Being exposed to commodities through futures yields a positive carry again, after nearly a decade of consistent underperformance of futures to Spot prices. Lastly, commodities act as a diversifier again within portfolios, as correlations with other asset classes declined. Yet, we think it is premature to take a strategic exposure to overall commodities. Prices are currently driven by supply shocks – unpredictable and temporary by nature – and demand is too weak for now to see a sustainable run-up in the asset class.
The rebound witnessed in the early part of the year has indeed been mostly driven by segments undergoing a supply shock (Wheat, Soybeans, Coffee, Corn, Nickel, more recently Brent and Nat Gas) related to weather or geopolitical issues. As the situation normalised, most of these segments saw sharp price reversals, pushing commodities from best to worst performer year-to-date in a matter of weeks, with Spot prices on the brink of negative territory (whilst futures remain slightly positive YTD). Moreover, with the normalisation of supply, most futures curves that were in backwardation (i.e. downward sloping, reflecting tight near-term supply) flattened or flipped back into contango (i.e. upward sloping), removing the roll yield advantage or even implying roll costs from being invested through futures. Finally, investors who were exposed to commodities across the board for hedging purposes failed to see full diversification benefits as correlations among commodity segments have declined as well– one had to pick the right segment to hedge against the right risk.

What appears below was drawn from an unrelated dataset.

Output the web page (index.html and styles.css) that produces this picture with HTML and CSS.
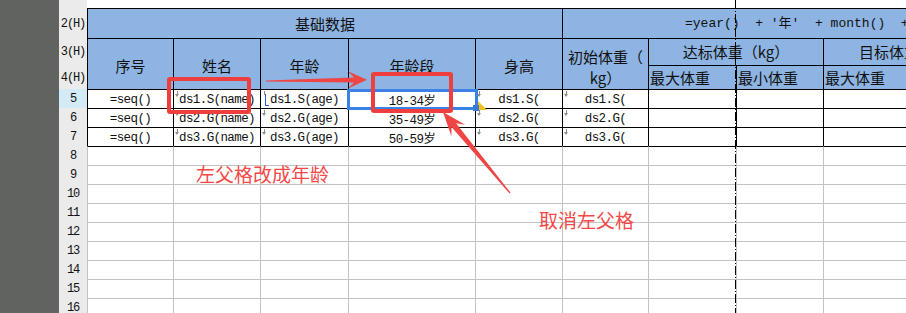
FILE: index.html
```html
<!DOCTYPE html>
<html lang="zh-CN">
<head>
    <meta charset="UTF-8">
    <meta name="viewport" content="width=device-width, initial-scale=1.0">
    <title>报表设计</title>
    <link rel="stylesheet" href="styles.css">
</head>
<body>
<div class="app">
    <div class="side"></div>

    <div class="sheet">
        <!-- row 1 (mostly scrolled away) -->
        <div class="row">
            <div class="rh"></div>
            <div class="blank"></div>
        </div>

        <!-- header rows -->
        <div class="row">
            <div class="rh">2(H)</div>
            <div class="c hd span5">基础数据</div>
            <div class="c hd span4 formula">=year()&nbsp; + '年'&nbsp; + month()&nbsp; + '</div>
        </div>
        <div class="row">
            <div class="rh">3(H)</div>
            <div class="c hd tall">序号</div>
            <div class="c hd tall">姓名</div>
            <div class="c hd tall">年龄</div>
            <div class="c hd tall">年龄段</div>
            <div class="c hd tall">身高</div>
            <div class="c hd tall wrap">初始体重（<br>kg）</div>
            <div class="c hd span2">达标体重（kg）</div>
            <div class="c hd cut">目标体重（kg）</div>
        </div>
        <div class="row">
            <div class="rh">4(H)</div>
            <div class="c hd left">最大体重</div>
            <div class="c hd left">最小体重</div>
            <div class="c hd left">最大体重</div>
        </div>

        <!-- data rows -->
        <div class="row">
            <div class="rh sel">5</div>
            <div class="c d">=seq()</div>
            <div class="c d exp">ds1.S(name)</div>
            <div class="c d lp">ds1.S(age)</div>
            <div class="c d">18-34岁</div>
            <div class="c d exp">ds1.S(</div>
            <div class="c d exp">ds1.S(</div>
            <div class="c d"></div>
            <div class="c d"></div>
            <div class="c d"></div>
        </div>
        <div class="row">
            <div class="rh">6</div>
            <div class="c d">=seq()</div>
            <div class="c d exp">ds2.G(name)</div>
            <div class="c d exp">ds2.G(age)</div>
            <div class="c d">35-49岁</div>
            <div class="c d exp">ds2.G(</div>
            <div class="c d exp">ds2.G(</div>
            <div class="c d"></div>
            <div class="c d"></div>
            <div class="c d"></div>
        </div>
        <div class="row">
            <div class="rh">7</div>
            <div class="c d">=seq()</div>
            <div class="c d exp">ds3.G(name)</div>
            <div class="c d exp">ds3.G(age)</div>
            <div class="c d">50-59岁</div>
            <div class="c d exp">ds3.G(</div>
            <div class="c d exp">ds3.G(</div>
            <div class="c d"></div>
            <div class="c d"></div>
            <div class="c d"></div>
        </div>

        <!-- empty grid -->
        <div class="row">
            <div class="rh">8</div>
            <div class="c g first"></div><div class="c g first"></div><div class="c g first"></div>
            <div class="c g first"></div><div class="c g first"></div><div class="c g first"></div>
            <div class="c g first"></div><div class="c g first"></div><div class="c g first"></div>
        </div>
        <div class="row">
            <div class="rh">9</div>
            <div class="c g"></div><div class="c g"></div><div class="c g"></div>
            <div class="c g"></div><div class="c g"></div><div class="c g"></div>
            <div class="c g"></div><div class="c g"></div><div class="c g"></div>
        </div>
        <div class="row">
            <div class="rh">10</div>
            <div class="c g"></div><div class="c g"></div><div class="c g"></div>
            <div class="c g"></div><div class="c g"></div><div class="c g"></div>
            <div class="c g"></div><div class="c g"></div><div class="c g"></div>
        </div>
        <div class="row">
            <div class="rh">11</div>
            <div class="c g"></div><div class="c g"></div><div class="c g"></div>
            <div class="c g"></div><div class="c g"></div><div class="c g"></div>
            <div class="c g"></div><div class="c g"></div><div class="c g"></div>
        </div>
        <div class="row">
            <div class="rh">12</div>
            <div class="c g"></div><div class="c g"></div><div class="c g"></div>
            <div class="c g"></div><div class="c g"></div><div class="c g"></div>
            <div class="c g"></div><div class="c g"></div><div class="c g"></div>
        </div>
        <div class="row">
            <div class="rh">13</div>
            <div class="c g"></div><div class="c g"></div><div class="c g"></div>
            <div class="c g"></div><div class="c g"></div><div class="c g"></div>
            <div class="c g"></div><div class="c g"></div><div class="c g"></div>
        </div>
        <div class="row">
            <div class="rh">14</div>
            <div class="c g"></div><div class="c g"></div><div class="c g"></div>
            <div class="c g"></div><div class="c g"></div><div class="c g"></div>
            <div class="c g"></div><div class="c g"></div><div class="c g"></div>
        </div>
        <div class="row">
            <div class="rh">15</div>
            <div class="c g"></div><div class="c g"></div><div class="c g"></div>
            <div class="c g"></div><div class="c g"></div><div class="c g"></div>
            <div class="c g"></div><div class="c g"></div><div class="c g"></div>
        </div>
        <div class="row">
            <div class="rh">16</div>
            <div class="c g"></div><div class="c g"></div><div class="c g"></div>
            <div class="c g"></div><div class="c g"></div><div class="c g"></div>
            <div class="c g"></div><div class="c g"></div><div class="c g"></div>
        </div>
    </div>

    <!-- page break line -->
    <div class="pagebreak"></div>

    <!-- selected cell -->
    <div class="flag"></div>
    <div class="selbox"></div>
    <div class="handle"></div>

    <!-- annotations -->
    <div class="mark m1"></div>
    <div class="mark m2"></div>
    <svg class="arrows" width="906" height="313" viewBox="0 0 906 313">
        <polygon points="266,80.4 354,77.6 348,71.2 367,79.8 348,88.6 354,82.4 266,81.6" fill="#f04545"/>
        <polygon points="510.5,192.6 456.1,123.2 465.2,124.8 443,112 451.4,136.2 451.5,127 509.5,193.4" fill="#f04545"/>
    </svg>
    <div class="note n1">左父格改成年龄</div>
    <div class="note n2">取消左父格</div>
</div>
</body>
</html>
```

FILE: styles.css
```css
* {
    box-sizing: border-box;
}

body {
    margin: 0;
    background-color: #ffffff;
    font-family: "Noto Sans CJK SC", sans-serif;
    overflow: hidden;
}

.app {
    position: relative;
    display: flex;
    width: 906px;
    height: 313px;
    overflow: hidden;
}

.side {
    flex: none;
    width: 59px;
    background-color: #616361;
}

.sheet {
    flex: 1;
    display: grid;
    grid-template-columns: 28px 86px 87px 88px 127px 87px 86px 88px 87px 1fr;
    grid-template-rows: 8px 30px 27px 24px repeat(12, 19px);
    overflow: hidden;
}

.row {
    display: contents;
}

/* row numbers */
.rh {
    display: flex;
    align-items: center;
    justify-content: center;
    background-color: #ebebeb;
    color: #111;
    font-family: "Liberation Mono", monospace;
    font-size: 12px;
    letter-spacing: -1.1px;
    padding-top: 1px;
}

.rh.sel {
    background-color: #d3ebf7;
}

.blank {
    grid-column: span 9;
}

/* cells */
.c {
    position: relative;
    display: flex;
    align-items: center;
    justify-content: center;
    border-left: 1px solid #000;
    border-top: 1px solid #000;
    white-space: nowrap;
    overflow: hidden;
}

.hd {
    background-color: #8db4e2;
    color: #111;
    font-size: 15px;
    line-height: 18px;
    text-align: center;
}

.span5 { grid-column: span 5; }
.span4 { grid-column: span 4; }
.span2 { grid-column: span 2; }
.tall {
    grid-row: span 2;
    padding-top: 3px;
}

.hd.wrap {
    line-height: 21px;
    padding-top: 5px;
}

.hd.left {
    justify-content: flex-start;
    padding-left: 1px;
}

.formula {
    justify-content: flex-start;
    padding-left: 122px;
    font-family: "Liberation Mono", "Noto Sans CJK SC", monospace;
    font-size: 13px;
}

.cut {
    justify-content: flex-start;
    padding-left: 35px;
}

.d {
    color: #111;
    font-family: "Liberation Mono", "Noto Sans CJK SC", monospace;
    font-size: 12.5px;
    letter-spacing: -0.6px;
    padding-top: 1px;
}

.g {
    border-left-color: #c2c2c2;
    border-top-color: #c2c2c2;
}

.g.first {
    border-top-color: #000;
}

/* expand direction marks */
.exp::before,
.lp::before {
    content: "";
    position: absolute;
    left: 3px;
    top: 1px;
    width: 1px;
    height: 4px;
    background-color: #8c8c8c;
}

.exp::after {
    content: "";
    position: absolute;
    left: 1px;
    top: 4px;
    border-left: 2.5px solid transparent;
    border-right: 2.5px solid transparent;
    border-top: 3px solid #8c8c8c;
}

.lp::after {
    content: "";
    position: absolute;
    left: 4px;
    top: 4px;
    width: 3px;
    height: 11px;
    border-left: 1.5px solid #2a5ce0;
    border-bottom: 1.5px solid #2a5ce0;
}

/* page break */
.pagebreak {
    position: absolute;
    left: 735px;
    top: 0;
    width: 1px;
    height: 313px;
    background: repeating-linear-gradient(to bottom, #000 0, #000 9px, transparent 9px, transparent 11px, #000 11px, #000 12px, transparent 12px, transparent 14px);
}

/* selection */
.selbox {
    position: absolute;
    left: 347px;
    top: 89px;
    width: 131px;
    height: 21px;
    border: 3px solid #3b82e6;
}

.handle {
    position: absolute;
    left: 473px;
    top: 105px;
    width: 6px;
    height: 6px;
    background-color: #3a78d6;
}

.flag {
    position: absolute;
    left: 478px;
    top: 101px;
    width: 0;
    height: 0;
    border-top: 9px solid transparent;
    border-left: 9px solid #f1c21b;
}

/* annotations */
.mark {
    position: absolute;
    border: 4px solid #ef3e3e;
    border-radius: 3px;
}

.m1 {
    left: 167px;
    top: 77px;
    width: 84px;
    height: 37px;
}

.m2 {
    left: 371px;
    top: 72px;
    width: 82px;
    height: 41px;
}

.arrows {
    position: absolute;
    left: 0;
    top: 0;
    pointer-events: none;
}

.note {
    position: absolute;
    color: #f44848;
    font-size: 19px;
    line-height: 22px;
    white-space: nowrap;
}

.n1 {
    left: 196px;
    top: 163px;
}

.n2 {
    left: 539px;
    top: 209px;
}
```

What falling correlations amongst segments also suggest is that commodities are driven by fundamentals again. Yet fundamentals, especially on the demand side, are not supportive in the current environment. The rebalancing process between developed and emerging economies is almost complete, but both blocs are shifting towards new drivers of growth (production/investment in the West, domestic demand in the East), limiting actual growth levels. Potential growth is also lower than in past cycles due to population ageing, constrained productivity and further deleveraging in Developed economies. These structural shifts are weighing on overall demand for commodities.
To see a sustained upturn in commodity prices, we would need to see stronger growth worldwide, especially in China (which accounts for 46% of total consumption of Industrial Metals). Yet, the world economy is only in the early stages of recovery, with significant divergences amongst regions. China is showing signs of a revival, but structural reforms, in particular those aimed at curbing shadow banking are headwinds.
Until the global economic recovery gathers steam, specific supply shocks (e.g. bad crops, geopolitical issues, political/trade barriers,…) will be the main price differentiator within commodities, warranting a great degree of selectivity. Investors who wish to get a strategic exposure to the overall asset class will thus need to be patient.